As well as the Czech/German style places and the hipster pubs, Odessa also has a lot of what it calls ‘art pubs’. We had no idea what that meant before we moved there. It seems to be places that are a bit independent and quirky, full of the alternative crowd. Exit was apparently one of the first.
On Bunina Street, close to Ekaterinskaya, it’s almost impossible to find during the day. At night, the only way you know where it is is the crowd of people smoking outside. You go through a door and down some stairs and into an underground bar covered in murals and graffiti. If you venture down, you will be met by some incredibly cheap drinks, even by Odessa’s standards, and one or more live bands.
Just be aware that the toilets are squats and don’t stand or sit near them cos they really can pong.
Art pub 23
Slightly out of the city centre, Art pub 23 has lots of wood and some really quirky murals of life in something like the 1600s. Behind the bar there a massive beer barrel from which they will pour you a pint from their wide selection, which for a while including Carling! They also make their own beer and wine.

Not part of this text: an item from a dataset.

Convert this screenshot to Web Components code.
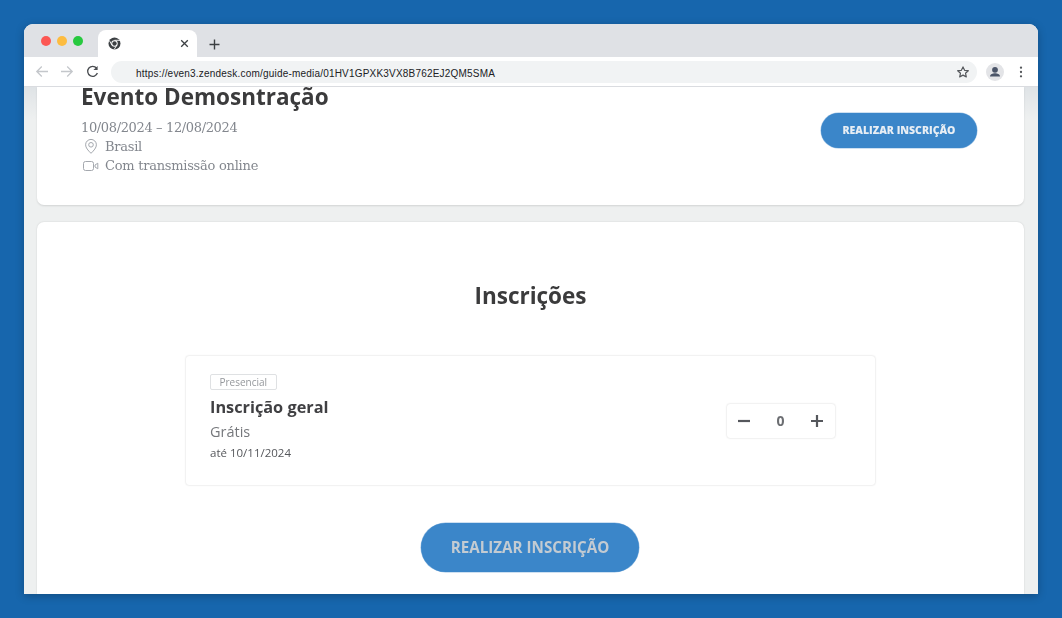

This is only the places to go out in the city centre. There are loads of places along the beach too, some of which disappear in winter, and some which are there all year. Great to have a little pub crawl along.
Added to this are the beach clubs of Arkadia, such as Ibiza and Itaka which in the summer are full of people dancing on the sand until dawn. I can’t really comment much on this, because clubbing is not really our thing. Lots of people we worked with loved it though.